Wednesday, April 22, 2015

Tom Kha Gai | Thai Coconut Galangal Chicken Soup

When it comes to Thai soups, Tom Yum Kung and Tom Kha Gai are like sisters with polar personalities - the former fiesty and hot-headed, the latter sweet and mild. Tom Kha Gai (ต้มข่าไก่) has long been a personal favorite, why with its seamless pairing of creamy coconut milk and an array of Thai spices and seasonings, resulting in a light, silky, and fragrant soup that is well balanced in flavor, and heat. In Thailand, Tom Kha Gai is typically served with rice as part of a whole meal ensemble, although this soup can very well be a meal all in one, if you will.

Whenever I visit Bangkok, I always come home loaded with fresh lemongrass, Thai chilis, limes and pea eggplants, to name just a few. When out of stock, I turn to my petite Thai and Indonesian grocery shop at the wet market - a godsend, really - that stocks up on the essentials, catering mainly to expats and domestic helpers.

Savory, sweet, silky, loaded with Thai herbs and a hint of heat
Most restaurants use boneless, skinless chicken breast in Tom Kha Gai; though I prefer chicken thigh meat for its succulence and tenderness, and a lesser chance of overcooking. As always, season the soup to taste; the measurements below are meant to be taken as a reference.

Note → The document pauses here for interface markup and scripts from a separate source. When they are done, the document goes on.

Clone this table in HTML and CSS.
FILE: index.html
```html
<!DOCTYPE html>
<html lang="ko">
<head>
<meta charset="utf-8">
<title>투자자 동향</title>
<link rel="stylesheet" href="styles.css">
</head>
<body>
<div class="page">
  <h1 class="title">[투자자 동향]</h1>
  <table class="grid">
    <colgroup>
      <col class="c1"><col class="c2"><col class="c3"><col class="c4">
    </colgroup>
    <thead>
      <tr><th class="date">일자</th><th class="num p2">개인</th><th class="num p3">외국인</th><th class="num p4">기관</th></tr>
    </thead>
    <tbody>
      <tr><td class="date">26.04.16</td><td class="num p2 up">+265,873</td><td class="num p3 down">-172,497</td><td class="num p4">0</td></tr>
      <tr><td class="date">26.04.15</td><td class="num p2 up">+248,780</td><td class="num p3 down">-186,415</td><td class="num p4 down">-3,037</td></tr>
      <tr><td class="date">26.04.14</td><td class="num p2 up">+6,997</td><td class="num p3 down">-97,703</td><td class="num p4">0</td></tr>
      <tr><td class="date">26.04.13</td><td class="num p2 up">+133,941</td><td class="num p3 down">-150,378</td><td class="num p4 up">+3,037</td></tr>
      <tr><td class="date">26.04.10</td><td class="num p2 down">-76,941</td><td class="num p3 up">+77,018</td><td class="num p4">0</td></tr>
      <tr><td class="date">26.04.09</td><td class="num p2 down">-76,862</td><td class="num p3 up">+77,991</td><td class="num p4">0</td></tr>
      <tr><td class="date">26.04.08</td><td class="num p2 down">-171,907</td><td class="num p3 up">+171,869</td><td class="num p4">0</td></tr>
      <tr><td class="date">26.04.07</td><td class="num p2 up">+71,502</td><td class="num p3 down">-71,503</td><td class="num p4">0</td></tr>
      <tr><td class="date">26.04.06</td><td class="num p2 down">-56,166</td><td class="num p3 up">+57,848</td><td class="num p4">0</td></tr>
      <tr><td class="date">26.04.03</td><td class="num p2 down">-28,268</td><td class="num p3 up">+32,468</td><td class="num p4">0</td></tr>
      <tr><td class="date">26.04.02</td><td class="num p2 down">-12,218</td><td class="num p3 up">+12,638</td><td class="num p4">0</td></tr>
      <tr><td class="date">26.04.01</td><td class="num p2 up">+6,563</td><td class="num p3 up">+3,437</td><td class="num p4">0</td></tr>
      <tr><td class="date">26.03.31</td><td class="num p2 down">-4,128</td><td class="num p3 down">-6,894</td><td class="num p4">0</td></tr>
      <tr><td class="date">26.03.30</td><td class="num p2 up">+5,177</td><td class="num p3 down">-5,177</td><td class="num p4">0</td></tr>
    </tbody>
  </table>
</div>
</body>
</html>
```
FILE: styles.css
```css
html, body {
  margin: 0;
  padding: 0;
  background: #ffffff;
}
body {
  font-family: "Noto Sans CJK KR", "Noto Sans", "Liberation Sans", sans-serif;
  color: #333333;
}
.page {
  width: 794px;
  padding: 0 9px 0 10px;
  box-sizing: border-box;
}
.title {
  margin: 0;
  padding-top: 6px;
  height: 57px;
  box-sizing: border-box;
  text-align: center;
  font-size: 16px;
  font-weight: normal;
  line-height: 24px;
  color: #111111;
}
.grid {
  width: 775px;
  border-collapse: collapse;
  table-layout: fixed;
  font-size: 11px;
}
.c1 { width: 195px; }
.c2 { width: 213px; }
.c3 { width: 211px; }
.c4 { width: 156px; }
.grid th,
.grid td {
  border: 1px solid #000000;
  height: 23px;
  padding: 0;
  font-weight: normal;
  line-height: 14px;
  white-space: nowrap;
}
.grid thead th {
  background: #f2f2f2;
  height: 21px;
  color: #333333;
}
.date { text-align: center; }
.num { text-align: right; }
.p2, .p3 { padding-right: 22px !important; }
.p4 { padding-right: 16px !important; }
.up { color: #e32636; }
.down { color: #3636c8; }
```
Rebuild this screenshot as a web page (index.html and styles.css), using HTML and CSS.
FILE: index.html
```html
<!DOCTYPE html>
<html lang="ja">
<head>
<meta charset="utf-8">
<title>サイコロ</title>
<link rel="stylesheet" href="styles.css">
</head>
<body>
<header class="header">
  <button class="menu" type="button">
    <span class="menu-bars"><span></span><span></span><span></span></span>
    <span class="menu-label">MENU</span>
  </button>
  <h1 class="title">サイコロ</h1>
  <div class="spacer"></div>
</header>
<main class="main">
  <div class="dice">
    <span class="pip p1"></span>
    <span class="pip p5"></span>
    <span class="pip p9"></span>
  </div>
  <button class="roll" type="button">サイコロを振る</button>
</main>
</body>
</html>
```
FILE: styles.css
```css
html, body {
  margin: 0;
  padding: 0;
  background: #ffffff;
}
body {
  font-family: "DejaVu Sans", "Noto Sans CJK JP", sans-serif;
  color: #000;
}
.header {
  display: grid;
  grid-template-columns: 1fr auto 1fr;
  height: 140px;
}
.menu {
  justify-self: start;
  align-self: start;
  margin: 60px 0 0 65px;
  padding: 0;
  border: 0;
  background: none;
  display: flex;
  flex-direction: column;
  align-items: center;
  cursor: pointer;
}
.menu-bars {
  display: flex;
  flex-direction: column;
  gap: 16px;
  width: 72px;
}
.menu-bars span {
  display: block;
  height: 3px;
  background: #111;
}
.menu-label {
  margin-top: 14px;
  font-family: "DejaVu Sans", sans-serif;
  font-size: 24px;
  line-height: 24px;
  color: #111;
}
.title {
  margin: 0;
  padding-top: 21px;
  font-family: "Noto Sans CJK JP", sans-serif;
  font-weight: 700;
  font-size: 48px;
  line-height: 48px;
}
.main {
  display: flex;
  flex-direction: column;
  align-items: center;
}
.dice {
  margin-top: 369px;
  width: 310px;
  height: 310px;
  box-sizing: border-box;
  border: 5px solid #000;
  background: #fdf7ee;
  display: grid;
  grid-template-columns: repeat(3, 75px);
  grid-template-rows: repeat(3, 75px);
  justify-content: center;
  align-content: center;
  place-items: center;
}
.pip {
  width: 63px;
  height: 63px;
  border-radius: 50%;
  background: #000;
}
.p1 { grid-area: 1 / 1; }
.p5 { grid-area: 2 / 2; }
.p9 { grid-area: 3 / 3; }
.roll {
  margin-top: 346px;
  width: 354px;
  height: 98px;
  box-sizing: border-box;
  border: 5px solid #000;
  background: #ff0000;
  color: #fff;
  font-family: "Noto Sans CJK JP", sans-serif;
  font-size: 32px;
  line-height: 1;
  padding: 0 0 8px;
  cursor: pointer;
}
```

This Tom Kha Gai was served as part of my four-entree Thai-themed dinner party earlier this month. Check out Larb Moo (Thai Spicy Ground Pork Salad) for a simple, tasty "starter"! Happy Thai New Year!

To prepare...
2-3 boneless, skinless chicken thighs, sliced
2 cup coconut milk
2 cup water
2 stalk lemongrass, sliced at a bias
2 inch galangal, sliced at a bias
4 kaffir lime leaves
2-4 Thai bird's eye chilis (to taste)
1 medium onion, or 3-4 shallots, sliced into wedges
3 Thai tomatoes, cut into wedges, or 7-8 whole cherry tomatoes
A handful of Thai pea eggplants, sliced (optional)
A handful of fresh oyster mushrooms, split into smaller pieces as desired
A handful of fresh straw mushrooms, cut into wedges as desired
2 tablespoon fresh lime juice (or to taste)
2 tablespoon fish sauce (or more, to taste)
1 teaspoon sugar (to taste)
Pinch of salt
A small bunch of cilantro, reserving some for garnish
A light drizzle of chili oil, for garnish (optional)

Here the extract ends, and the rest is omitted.